Let It Bleed
In this issue:
It’s been fun while it lasted, but the 2016 energy rally seems to have finally run out of gas. Or perhaps it would be better to say that it ran head on into inconvenient facts, namely low and falling oil prices as well as miserable earnings made worse by terrible refining fundamentals.
Our portfolios, currently heavy on the steady midstream pipeline plays, were assembled with storms like this one in mind. But of course that doesn’t mean they’ll escape unscathed.
Today we take an in-depth look at the ailing refiners as well as recent earnings results and related commentary. We also roll out a regular feature recommending leveraged speculations for experienced option traders with high risk tolerance, and as you would expect bearish bets predominate. There will be a time to bet on a rebound again, but oil’s first dip in months below $40 a barrel isn’t that time.

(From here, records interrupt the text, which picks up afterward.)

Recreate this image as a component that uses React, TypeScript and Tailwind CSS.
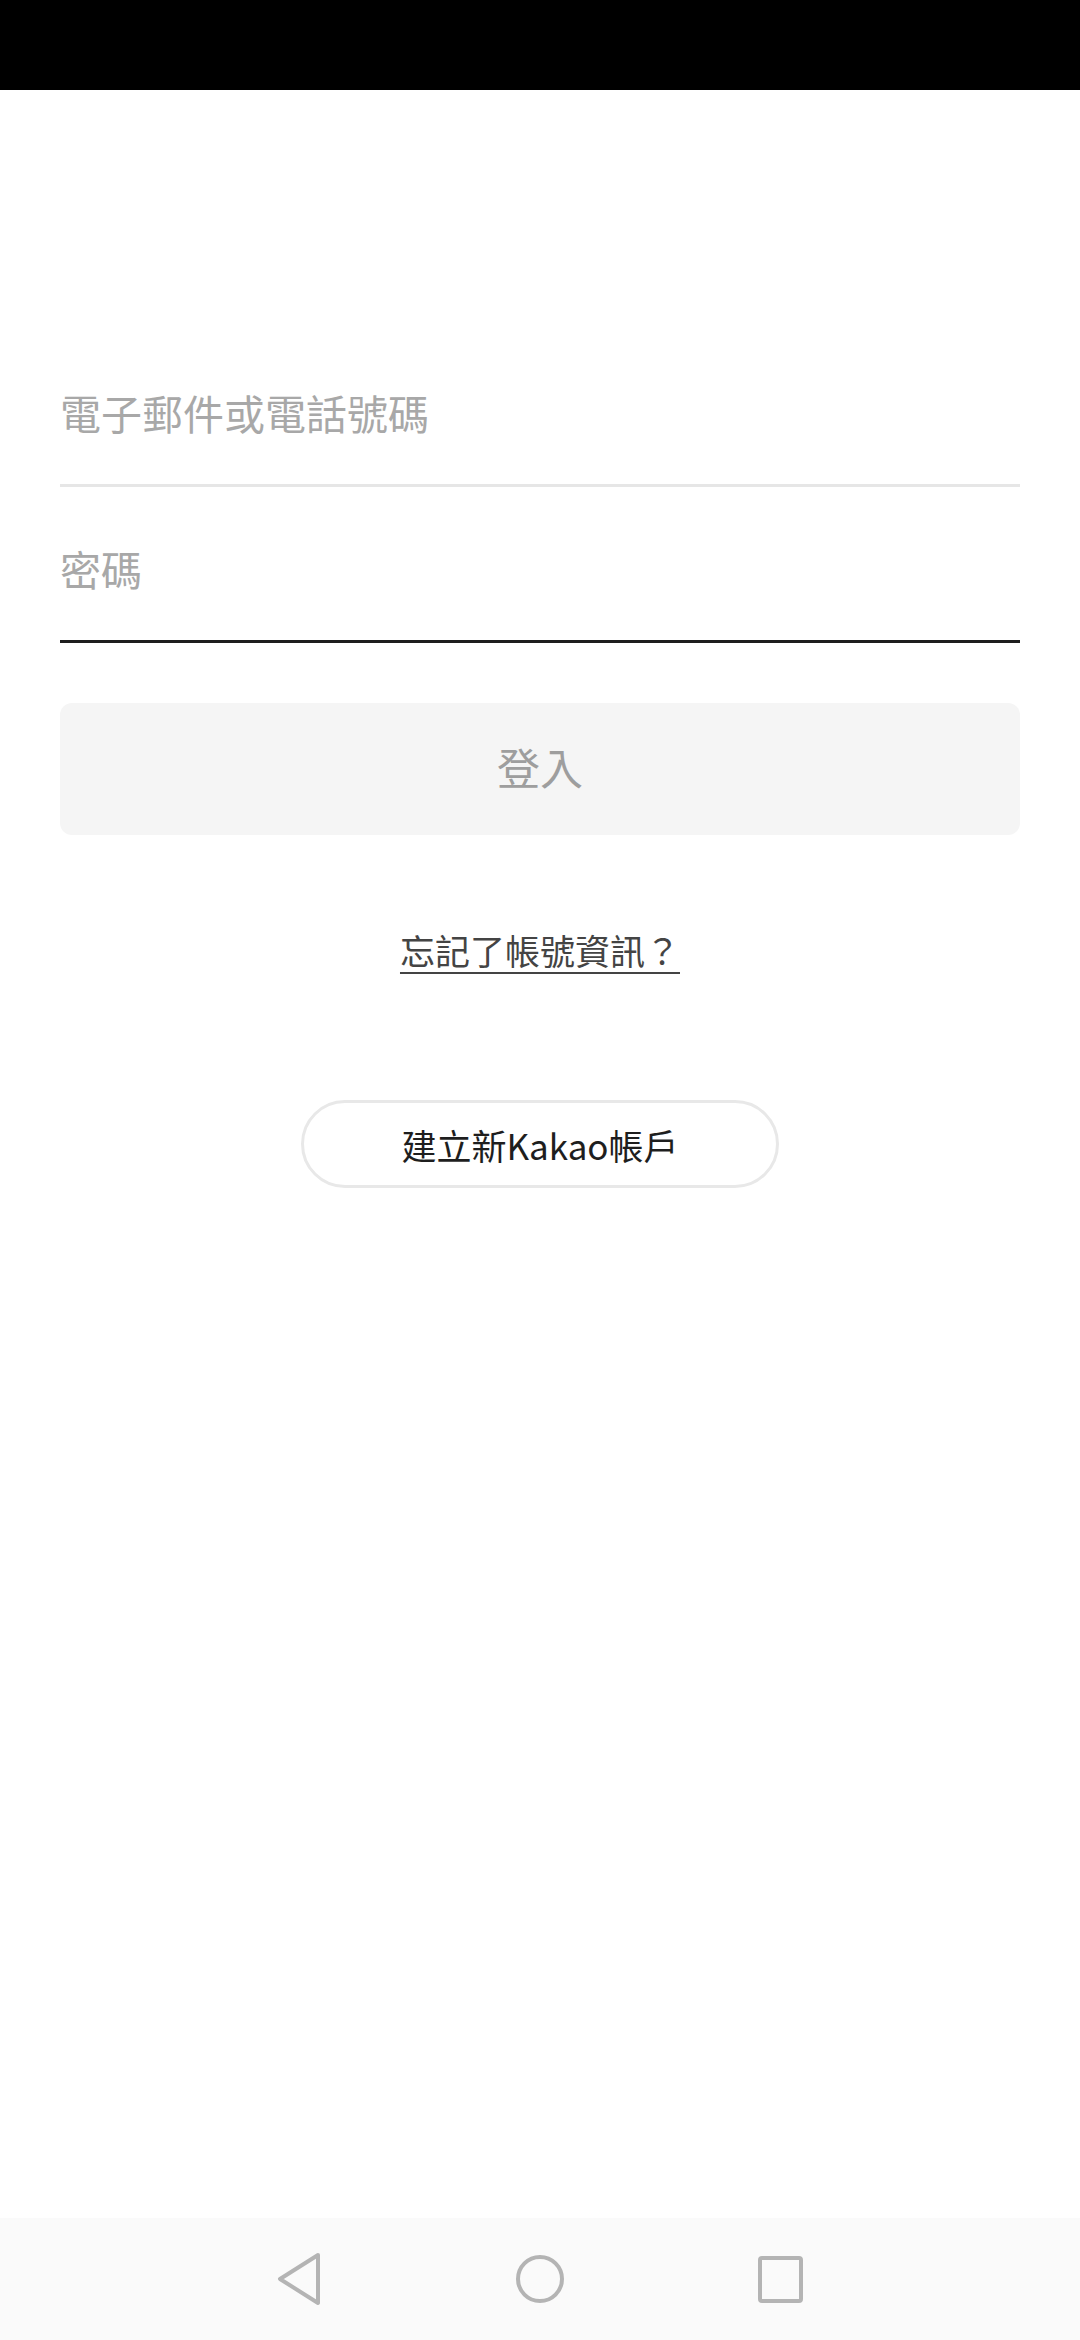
import React from "react";

const font = { fontFamily: '"Noto Sans CJK TC", "Noto Sans", sans-serif' };

export default function App() {
  return (
    <div
      className="flex h-[2340px] w-[1080px] flex-col bg-white"
      style={font}
    >
      <div className="h-[90px] w-full shrink-0 bg-black" />
      <main className="flex flex-1 flex-col px-[60px] pt-[241px]">
        <div className="border-b-[3px] border-[#e6e6e6] pb-[52px] pt-[61px]">
          <div className="text-[41px] leading-[40px] text-[#a8a8a8]">
            電子郵件或電話號碼
          </div>
        </div>
        <div className="border-b-[3px] border-[#1e1e1e] pb-[52px] pt-[61px]">
          <div className="text-[41px] leading-[40px] text-[#a8a8a8]">密碼</div>
        </div>
        <button className="mt-[60px] flex h-[132px] w-full items-center justify-center rounded-[12px] bg-[#f5f5f5] pb-[6px] text-[43px] leading-none text-[#9e9e9e]">
          登入
        </button>
        <div className="mt-[97px] flex justify-center">
          <span className="text-[35px] leading-[35px] text-[#444444] underline decoration-[2px] underline-offset-[7px]">
            忘記了帳號資訊？
          </span>
        </div>
        <div className="mt-[133px] flex justify-center">
          <button className="flex h-[88px] w-[478px] items-center justify-center rounded-full border-[3px] border-[#e8e8e8] bg-white text-[35px] leading-none text-[#1e1e1e]">
            建立新Kakao帳戶
          </button>
        </div>
      </main>
      <div className="flex h-[122px] w-full shrink-0 items-center justify-center bg-[#fafafa]">
        <div className="grid w-[720px] grid-cols-3 items-center justify-items-center">
          <svg width="46" height="54" viewBox="0 0 46 54" fill="none">
            <path
              d="M41 3 L3 27 L41 51 Z"
              stroke="#b4b4b4"
              strokeWidth="4"
              strokeLinejoin="round"
            />
          </svg>
          <svg width="50" height="50" viewBox="0 0 50 50" fill="none">
            <circle cx="25" cy="25" r="22" stroke="#b4b4b4" strokeWidth="4" />
          </svg>
          <svg width="45" height="47" viewBox="0 0 45 47" fill="none">
            <rect
              x="2"
              y="2"
              width="41"
              height="43"
              rx="2"
              stroke="#b4b4b4"
              strokeWidth="4"
            />
          </svg>
        </div>
      </div>
    </div>
  );
}
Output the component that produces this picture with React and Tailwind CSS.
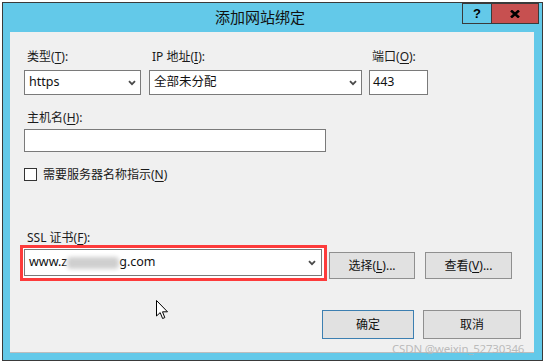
import React from 'react';

const font = { fontFamily: '"Noto Sans", "Noto Sans CJK SC", sans-serif' };

function Chevron() {
  return (
    <svg width="8" height="6" viewBox="0 0 8 6" className="shrink-0">
      <path d="M1 1.2 L4 4.2 L7 1.2" fill="none" stroke="#4a4a4a" strokeWidth="1.8" />
    </svg>
  );
}

function Label({ text, hot, tail = '):' }) {
  return (
    <div className="h-[14px] leading-[14px] text-[12px] text-[#1a1a1a] pl-[3px] whitespace-nowrap">
      {text}(<span className="underline underline-offset-2">{hot}</span>{tail}
    </div>
  );
}

function Select({ value, className }) {
  return (
    <div className={`h-[25px] bg-white border border-[#7a7a7a] flex items-center pl-[4px] pr-[4px] ${className}`}>
      <span className="flex-1 text-[12.5px] text-[#111]">{value}</span>
      <Chevron />
    </div>
  );
}

function Button({ children, primary, className }) {
  return (
    <div
      className={`flex items-center justify-center bg-[#e1e1e1] border text-[12px] text-[#111] ${
        primary ? 'border-[#3c7fb1]' : 'border-[#8f8f8f]'
      } ${className}`}
    >
      {children}
    </div>
  );
}

export default function App() {
  return (
    <div className="relative w-[545px] h-[364px] bg-white overflow-hidden pl-[2px] pt-[2px]" style={font}>
      {/* window */}
      <div className="w-[541px] h-[359px] border border-[#3a3a3a] bg-[#63c9e9] flex flex-col">
        {/* title bar */}
        <div className="h-[29px] flex items-start">
          <div className="flex-1 h-[29px] flex items-center justify-center pl-[55px] text-[15px] text-[#111]">
            添加网站绑定
          </div>
          <div className="flex h-[21px] border border-[#3a3a3a] mr-[3px]">
            <div className="w-[28px] flex items-center justify-center text-[13px] font-bold text-black" style={{ fontFamily: '"Liberation Sans", sans-serif' }}>
              ?
            </div>
            <div className="w-[47px] bg-[#c75050] border-l border-[#3a3a3a] flex items-center justify-center">
              <svg width="10" height="8" viewBox="0 0 10 8">
                <path d="M1 0.5 L9 7.5 M9 0.5 L1 7.5" stroke="#000" strokeWidth="2.6" />
              </svg>
            </div>
          </div>
        </div>

        {/* client area */}
        <div className="flex-1 ml-[7px] mr-[8px] mb-[7px] bg-[#f0f0f0] border-b border-[#bdbdbd] pl-[14px] pt-[18px]">
          {/* row 1 */}
          <div className="flex">
            <div className="w-[117px] flex flex-col gap-[6px]">
              <Label text="类型" hot="T" />
              <Select value="https" />
            </div>
            <div className="w-[213px] ml-[8px] flex flex-col gap-[6px]">
              <Label text="IP 地址" hot="I" />
              <Select value="全部未分配" />
            </div>
            <div className="w-[59px] ml-[7px] flex flex-col gap-[6px]">
              <Label text="端口" hot="O" />
              <div className="h-[25px] bg-white border border-[#7a7a7a] flex items-center pl-[3px] text-[12.5px] text-[#111]">
                443
              </div>
            </div>
          </div>

          {/* host */}
          <div className="mt-[16px]">
            <Label text="主机名" hot="H" />
            <div className="mt-[4px] w-[302px] h-[23px] bg-white border border-[#7a7a7a]" />
          </div>

          {/* checkbox */}
          <div className="mt-[16px] flex items-center h-[13px]">
            <div className="w-[13px] h-[13px] bg-white border border-[#333]" />
            <span className="ml-[6px] text-[12px] text-[#1a1a1a]">
              需要服务器名称指示(<span className="underline underline-offset-2">N</span>)
            </span>
          </div>

          {/* ssl */}
          <div className="mt-[50px]">
            <Label text="SSL 证书" hot="F" />
          </div>
          <div className="flex items-start -ml-[4px]">
            <div className="w-[307px] h-[36px] border-[3px] border-[#fd3b3b] bg-white pl-[1px] pr-[2px] pt-[1px]">
              <div className="h-[27px] border border-[#7a7a7a] flex items-center pl-[4px] pr-[5px]">
                <span className="flex-1 flex items-center text-[12.5px] text-[#111]">
                  www.z
                  <span className="inline-block w-[52px] h-[12px] bg-[#cfcfcf] rounded-[4px] blur-[2px]" />
                  g.com
                </span>
                <Chevron />
              </div>
            </div>
            <Button className="ml-[2px] mt-[7px] w-[86px] h-[27px]">
              选择(<span className="underline underline-offset-2">L</span>)...
            </Button>
            <Button className="ml-[10px] mt-[7px] w-[87px] h-[27px]">
              查看(<span className="underline underline-offset-2">V</span>)...
            </Button>
          </div>

          {/* ok / cancel */}
          <div className="mt-[29px] flex justify-end pr-[13px]">
            <Button primary className="w-[92px] h-[29px]">确定</Button>
            <Button className="ml-[9px] w-[98px] h-[29px]">取消</Button>
          </div>
        </div>
      </div>

      {/* mouse cursor */}
      <svg className="absolute left-[156px] top-[300px]" width="13" height="20" viewBox="0 0 13 20">
        <path d="M0.5 0.5 L0.5 16 L4.2 12.6 L6.6 18.5 L8.8 17.6 L6.5 11.8 L11.5 11.8 Z" fill="#fff" stroke="#000" strokeWidth="1" />
      </svg>

      {/* watermark */}
      <div className="absolute left-[392px] top-[340px] text-[11.5px] tracking-[-0.2px] text-[#b4b4b4]/90 whitespace-nowrap">
        CSDN @weixin_52730346
      </div>
    </div>
  );
}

The first-half rally priced a lot of hope into energy equities, and we’re betting those with refining exposure in particular will go significantly lower as a result of that complacency.
Commodity Update
Bullishness has faded over the past month as oil prices have retreated to the lower $40s. The level of pessimism is beginning to approach that of earlier in the year, but we think it is extremely unlikely that we revisit the February lows. This may provide a temporary reprieve for refiners, as margins have somewhat stabilized, but it will be while before the good times return in the refining sector. The bright spots for commodities are natural gas prices, which remain strong, and ethanol margins.
In Other News
- Analysts from Wood Mackenzie are forecasting that capital spending cuts will cut global oil production by 7 billion barrels of oil equivalent (BOE) through 2020, with 70% of the declines taking place in the U.S.
- Valero (NYSE: VLO) projected lower refinery utilization for the rest of 2016 in response to record gasoline inventories and slumping margins. For more on the refining sector, see below.
- Natural gas futures rallied on a smaller-than-expected weekly build in domestic inventories of the fuel, while oil futures fell to their lowest levels in more than three months
- The Energy Information Administration (EIA) reported that small stripper wells have in aggregate provided 11% to 15% of U.S. oil and natural gas production over the past decade
- Royal Dutch Shell (NYSE: RDS-A) has loaded liquefied natural gas at Cheniere Energy’s (NYSE: LNG) export terminal in Louisiana for export to the Far East — the first time U.S. shale gas has been shipped to that destination.